Write out the material exactly, without any of its pictures.
————
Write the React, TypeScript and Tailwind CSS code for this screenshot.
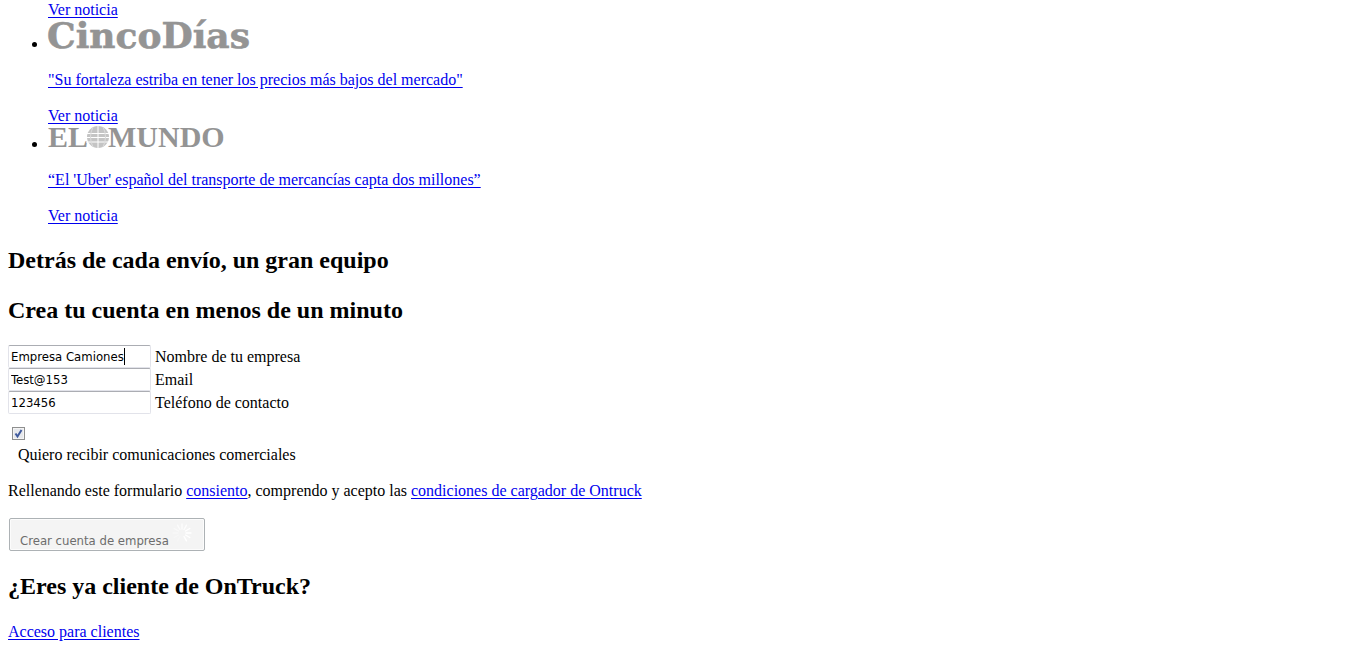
import { useState } from "react";
import type { ReactNode } from "react";

const linkClass = "text-[#0000ee] underline underline-offset-2";
const fieldClass =
  "h-[23px] w-[143px] rounded-xs border border-[#e2e3ea] border-t-[#abadb3] bg-white px-0.5 font-['DejaVu_Sans_Condensed','DejaVu_Sans',sans-serif] text-[13px] text-black caret-transparent outline-none";

function CincoDiasLogo() {
  return (
    <svg className="inline-block h-[30px] w-[202px] overflow-visible align-baseline" viewBox="0 0 202 30" role="img" aria-label="Cinco Días">
      <text x="-1" y="29" fill="#949494" stroke="#949494" strokeWidth="0.6" fontFamily="'DejaVu Serif', serif" fontWeight="700" fontSize="36">
        CincoDías
      </text>
    </svg>
  );
}

function ElMundoLogo() {
  return (
    <svg className="inline-block h-6 w-[176px] overflow-visible align-baseline" viewBox="0 0 176 24" role="img" aria-label="El Mundo">
      <g fill="#949494" fontFamily="'Liberation Serif', serif" fontWeight="700" fontSize="30">
        <text x="0" y="22">EL</text>
        <text x="60" y="22">MUNDO</text>
      </g>
      <circle cx="50" cy="12" r="11" fill="#c4c4c4" />
      <path d="M38 8.5h24M38 12.5h24M38 17h24M50 1v22" stroke="#fff" strokeWidth="1" fill="none" />
      <path d="M45 2Q40 12 45 22M55 2Q60 12 55 22" stroke="#dcdcdc" strokeWidth="1" fill="none" />
    </svg>
  );
}

function Spinner() {
  return (
    <svg className="mr-1 h-5 w-5" viewBox="0 0 20 20" aria-hidden="true">
      <g stroke="#fff" strokeWidth="1.4" strokeLinecap="round">
        <path d="M10 1v5" opacity=".8" />
        <path d="M14.5 2.2L12 6.5" opacity=".9" />
        <path d="M17.8 5.5L13.5 8" />
        <path d="M19 10h-5" />
        <path d="M17.8 14.5L13.5 12" />
        <path d="M14.5 17.8L12 13.5" />
        <path d="M10 19v-5" opacity=".1" />
        <path d="M5.5 17.8L8 13.5" opacity=".2" />
        <path d="M2.2 14.5L6.5 12" opacity=".3" />
        <path d="M1 10h5" opacity=".4" />
        <path d="M2.2 5.5L6.5 8" opacity=".5" />
        <path d="M5.5 2.2L8 6.5" opacity=".7" />
      </g>
    </svg>
  );
}

function NewsItem({ logo, quote }: { logo: ReactNode; quote: string }) {
  return (
    <li>
      {logo}
      <p className="my-[18px]">
        <a href="#noticia" className={linkClass}>{quote}</a>
      </p>
      <a href="#noticia" className={linkClass}>Ver noticia</a>
    </li>
  );
}

function Field({ id, label, type, initial, focus }: { id: string; label: string; type: string; initial: string; focus?: boolean }) {
  const [value, setValue] = useState(initial);
  return (
    <div className="relative flex items-center gap-1">
      <input
        id={id}
        type={type}
        value={value}
        onChange={(e) => setValue(e.target.value)}
        className={fieldClass}
      />
      {focus && <span className="pointer-events-none absolute top-[3px] left-[116px] h-[17px] w-px bg-black" />}
      <label htmlFor={id}>{label}</label>
    </div>
  );
}

export default function App() {
  const [news, setNews] = useState(true);
  return (
    <main className="bg-white px-2 pt-px pb-4 font-['Liberation_Serif',serif] text-base leading-[18px] text-black">
      <ul className="list-disc pl-10">
        <li className="list-none">
          <a href="#noticia" className={linkClass}>Ver noticia</a>
        </li>
        <NewsItem logo={<CincoDiasLogo />} quote={'"Su fortaleza estriba en tener los precios más bajos del mercado"'} />
        <NewsItem logo={<ElMundoLogo />} quote="“El 'Uber' español del transporte de mercancías capta dos millones”" />
      </ul>

      <h2 className="mt-[21px] text-2xl leading-7 font-bold">Detrás de cada envío, un gran equipo</h2>
      <h2 className="mt-[22px] text-2xl leading-7 font-bold">Crea tu cuenta en menos de un minuto</h2>

      <form className="mt-[21px]" onSubmit={(e) => e.preventDefault()}>
        <Field id="empresa" label="Nombre de tu empresa" type="text" initial="Empresa Camiones" focus />
        <Field id="email" label="Email" type="text" initial="Test@153" />
        <Field id="telefono" label="Teléfono de contacto" type="tel" initial="123456" />

        <div className="mt-[13px] ml-1 grid h-[13px] w-[13px]">
          <input
            id="comunicaciones"
            type="checkbox"
            checked={news}
            onChange={(e) => setNews(e.target.checked)}
            className="peer col-start-1 row-start-1 h-[13px] w-[13px] appearance-none border border-[#8e8f8f] bg-[#e6e8ec] shadow-[inset_0_0_0_1px_#f4f4f4]"
          />
          <svg className="pointer-events-none invisible col-start-1 row-start-1 h-[13px] w-[13px] peer-checked:visible" viewBox="0 0 13 13" aria-hidden="true">
            <path d="M3.5 6.5L5.5 9.5L9.5 3" fill="none" stroke="#3f5a9d" strokeWidth="2" />
          </svg>
        </div>
        <label htmlFor="comunicaciones" className="mt-1.5 ml-2.5 block">Quiero recibir comunicaciones comerciales</label>

        <p className="mt-[18px]">
          Rellenando este formulario <a href="#consiento" className={linkClass}>consiento</a>, comprendo y acepto las{" "}
          <a href="#condiciones" className={linkClass}>condiciones de cargador de Ontruck</a>
        </p>

        <button
          type="submit"
          disabled
          className="mt-[18px] ml-px flex h-[33px] w-[196px] items-start justify-between rounded-xs border border-[#adb2b5] bg-[#f4f4f4] pt-1 pr-2 pl-2.5 font-['DejaVu_Sans_Condensed','DejaVu_Sans',sans-serif] text-[13px] leading-4 whitespace-nowrap text-[#6d6d6d] shadow-[inset_0_0_0_1px_#fcfcfc]"
        >
          <span className="pt-2.5">Crear cuenta de empresa</span>
          <Spinner />
        </button>
      </form>

      <h2 className="mt-[21px] text-2xl leading-7 font-bold">¿Eres ya cliente de OnTruck?</h2>
      <a href="#acceso" className={`${linkClass} mt-[23px] inline-block`}>Acceso para clientes</a>
    </main>
  );
}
————
▸ **Task solution**
Write the React, TypeScript and Tailwind CSS code for this screenshot.
import { useState } from "react";
import type { ReactNode } from "react";

const linkClass = "text-[#0000ee] underline underline-offset-2";
const fieldClass =
  "h-[23px] w-[143px] rounded-xs border border-[#e2e3ea] border-t-[#abadb3] bg-white px-0.5 font-['DejaVu_Sans_Condensed','DejaVu_Sans',sans-serif] text-[13px] text-black caret-transparent outline-none";

function CincoDiasLogo() {
  return (
    <svg className="inline-block h-[30px] w-[202px] overflow-visible align-baseline" viewBox="0 0 202 30" role="img" aria-label="Cinco Días">
      <text x="-1" y="29" fill="#949494" stroke="#949494" strokeWidth="0.6" fontFamily="'DejaVu Serif', serif" fontWeight="700" fontSize="36">
        CincoDías
      </text>
    </svg>
  );
}

function ElMundoLogo() {
  return (
    <svg className="inline-block h-6 w-[176px] overflow-visible align-baseline" viewBox="0 0 176 24" role="img" aria-label="El Mundo">
      <g fill="#949494" fontFamily="'Liberation Serif', serif" fontWeight="700" fontSize="30">
        <text x="0" y="22">EL</text>
        <text x="60" y="22">MUNDO</text>
      </g>
      <circle cx="50" cy="12" r="11" fill="#c4c4c4" />
      <path d="M38 8.5h24M38 12.5h24M38 17h24M50 1v22" stroke="#fff" strokeWidth="1" fill="none" />
      <path d="M45 2Q40 12 45 22M55 2Q60 12 55 22" stroke="#dcdcdc" strokeWidth="1" fill="none" />
    </svg>
  );
}

function Spinner() {
  return (
    <svg className="mr-1 h-5 w-5" viewBox="0 0 20 20" aria-hidden="true">
      <g stroke="#fff" strokeWidth="1.4" strokeLinecap="round">
        <path d="M10 1v5" opacity=".8" />
        <path d="M14.5 2.2L12 6.5" opacity=".9" />
        <path d="M17.8 5.5L13.5 8" />
        <path d="M19 10h-5" />
        <path d="M17.8 14.5L13.5 12" />
        <path d="M14.5 17.8L12 13.5" />
        <path d="M10 19v-5" opacity=".1" />
        <path d="M5.5 17.8L8 13.5" opacity=".2" />
        <path d="M2.2 14.5L6.5 12" opacity=".3" />
        <path d="M1 10h5" opacity=".4" />
        <path d="M2.2 5.5L6.5 8" opacity=".5" />
        <path d="M5.5 2.2L8 6.5" opacity=".7" />
      </g>
    </svg>
  );
}

function NewsItem({ logo, quote }: { logo: ReactNode; quote: string }) {
  return (
    <li>
      {logo}
      <p className="my-[18px]">
        <a href="#noticia" className={linkClass}>{quote}</a>
      </p>
      <a href="#noticia" className={linkClass}>Ver noticia</a>
    </li>
  );
}

function Field({ id, label, type, initial, focus }: { id: string; label: string; type: string; initial: string; focus?: boolean }) {
  const [value, setValue] = useState(initial);
  return (
    <div className="relative flex items-center gap-1">
      <input
        id={id}
        type={type}
        value={value}
        onChange={(e) => setValue(e.target.value)}
        className={fieldClass}
      />
      {focus && <span className="pointer-events-none absolute top-[3px] left-[116px] h-[17px] w-px bg-black" />}
      <label htmlFor={id}>{label}</label>
    </div>
  );
}

export default function App() {
  const [news, setNews] = useState(true);
  return (
    <main className="bg-white px-2 pt-px pb-4 font-['Liberation_Serif',serif] text-base leading-[18px] text-black">
      <ul className="list-disc pl-10">
        <li className="list-none">
          <a href="#noticia" className={linkClass}>Ver noticia</a>
        </li>
        <NewsItem logo={<CincoDiasLogo />} quote={'"Su fortaleza estriba en tener los precios más bajos del mercado"'} />
        <NewsItem logo={<ElMundoLogo />} quote="“El 'Uber' español del transporte de mercancías capta dos millones”" />
      </ul>

      <h2 className="mt-[21px] text-2xl leading-7 font-bold">Detrás de cada envío, un gran equipo</h2>
      <h2 className="mt-[22px] text-2xl leading-7 font-bold">Crea tu cuenta en menos de un minuto</h2>

      <form className="mt-[21px]" onSubmit={(e) => e.preventDefault()}>
        <Field id="empresa" label="Nombre de tu empresa" type="text" initial="Empresa Camiones" focus />
        <Field id="email" label="Email" type="text" initial="Test@153" />
        <Field id="telefono" label="Teléfono de contacto" type="tel" initial="123456" />

        <div className="mt-[13px] ml-1 grid h-[13px] w-[13px]">
          <input
            id="comunicaciones"
            type="checkbox"
            checked={news}
            onChange={(e) => setNews(e.target.checked)}
            className="peer col-start-1 row-start-1 h-[13px] w-[13px] appearance-none border border-[#8e8f8f] bg-[#e6e8ec] shadow-[inset_0_0_0_1px_#f4f4f4]"
          />
          <svg className="pointer-events-none invisible col-start-1 row-start-1 h-[13px] w-[13px] peer-checked:visible" viewBox="0 0 13 13" aria-hidden="true">
            <path d="M3.5 6.5L5.5 9.5L9.5 3" fill="none" stroke="#3f5a9d" strokeWidth="2" />
          </svg>
        </div>
        <label htmlFor="comunicaciones" className="mt-1.5 ml-2.5 block">Quiero recibir comunicaciones comerciales</label>

        <p className="mt-[18px]">
          Rellenando este formulario <a href="#consiento" className={linkClass}>consiento</a>, comprendo y acepto las{" "}
          <a href="#condiciones" className={linkClass}>condiciones de cargador de Ontruck</a>
        </p>

        <button
          type="submit"
          disabled
          className="mt-[18px] ml-px flex h-[33px] w-[196px] items-start justify-between rounded-xs border border-[#adb2b5] bg-[#f4f4f4] pt-1 pr-2 pl-2.5 font-['DejaVu_Sans_Condensed','DejaVu_Sans',sans-serif] text-[13px] leading-4 whitespace-nowrap text-[#6d6d6d] shadow-[inset_0_0_0_1px_#fcfcfc]"
        >
          <span className="pt-2.5">Crear cuenta de empresa</span>
          <Spinner />
        </button>
      </form>

      <h2 className="mt-[21px] text-2xl leading-7 font-bold">¿Eres ya cliente de OnTruck?</h2>
      <a href="#acceso" className={`${linkClass} mt-[23px] inline-block`}>Acceso para clientes</a>
    </main>
  );
}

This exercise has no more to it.